*** Stored records ***

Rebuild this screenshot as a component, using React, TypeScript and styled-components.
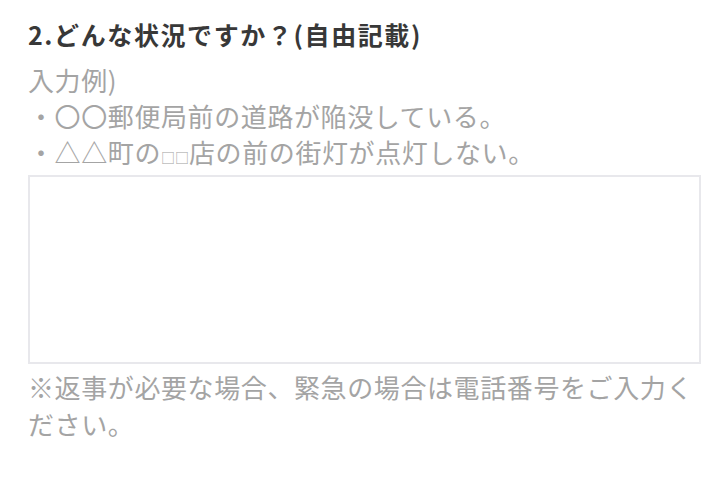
import React from "react";
import styled, { createGlobalStyle } from "styled-components";

const GlobalStyle = createGlobalStyle`
  html, body {
    margin: 0;
    padding: 0;
    background: #ffffff;
  }
  body {
    font-family: "Noto Sans CJK JP", "Noto Sans", sans-serif;
  }
`;

const Form = styled.div`
  width: 728px;
  height: 477px;
  box-sizing: border-box;
  padding: 16px 27px 0 28px;
  display: flex;
  flex-direction: column;
`;

const Question = styled.h2`
  margin: 0;
  font-size: 25px;
  line-height: 36px;
  font-weight: 700;
  color: #383838;
  letter-spacing: 1.6px;
`;

const Hint = styled.div`
  margin-top: 10px;
  color: #a4a4a4;
  font-size: 26px;
  line-height: 36px;
  font-weight: 400;
  letter-spacing: 0.6px;
`;

const HintLine = styled.div`
  white-space: nowrap;
`;

const Tiny = styled.span`
  font-size: 14px;
  letter-spacing: 0;
`;

const Field = styled.textarea`
  display: block;
  margin: 0;
  width: 100%;
  height: 189px;
  box-sizing: border-box;
  border: 2px solid #e8e8ec;
  border-radius: 0;
  resize: none;
  outline: none;
  background: #ffffff;
  font-family: inherit;
  font-size: 26px;
`;

const Note = styled.p`
  margin: 4px 0 0;
  color: #a4a4a4;
  font-size: 26px;
  line-height: 37px;
  font-weight: 400;
  letter-spacing: 0.6px;
`;

export default function App() {
  return (
    <>
      <GlobalStyle />
      <Form>
        <Question>2.どんな状況ですか？(自由記載)</Question>
        <Hint>
          <HintLine>入力例)</HintLine>
          <HintLine>・〇〇郵便局前の道路が陥没している。</HintLine>
          <HintLine>
            ・△△町の<Tiny>□□</Tiny>店の前の街灯が点灯しない。
          </HintLine>
        </Hint>
        <Field />
        <Note>※返事が必要な場合、緊急の場合は電話番号をご入力ください。</Note>
      </Form>
    </>
  );
}
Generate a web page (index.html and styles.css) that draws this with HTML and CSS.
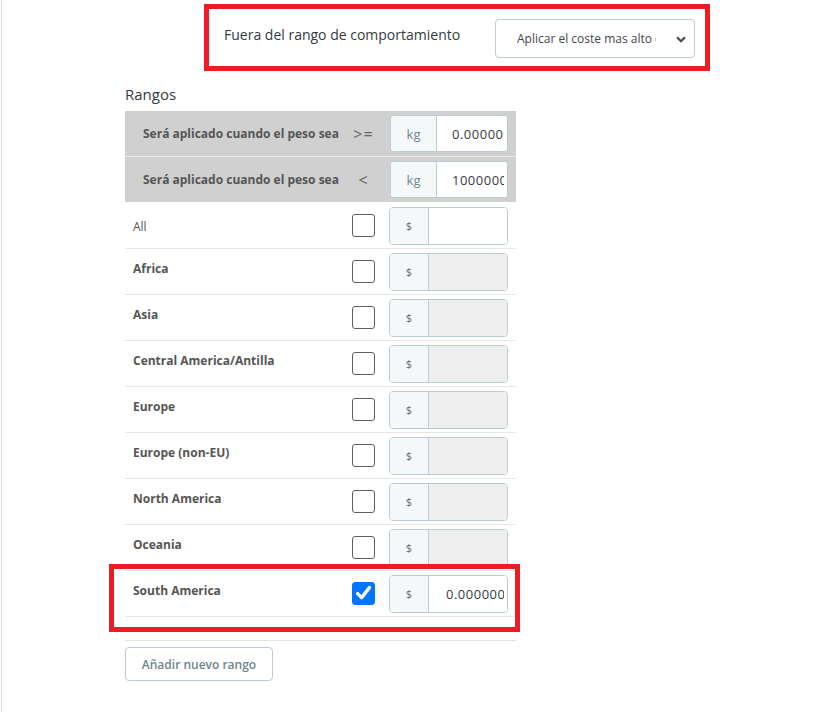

***

__Exercise objective__:
Find every line with "this" in the listing and state how many there are, nothing else.

__Right answer__:
2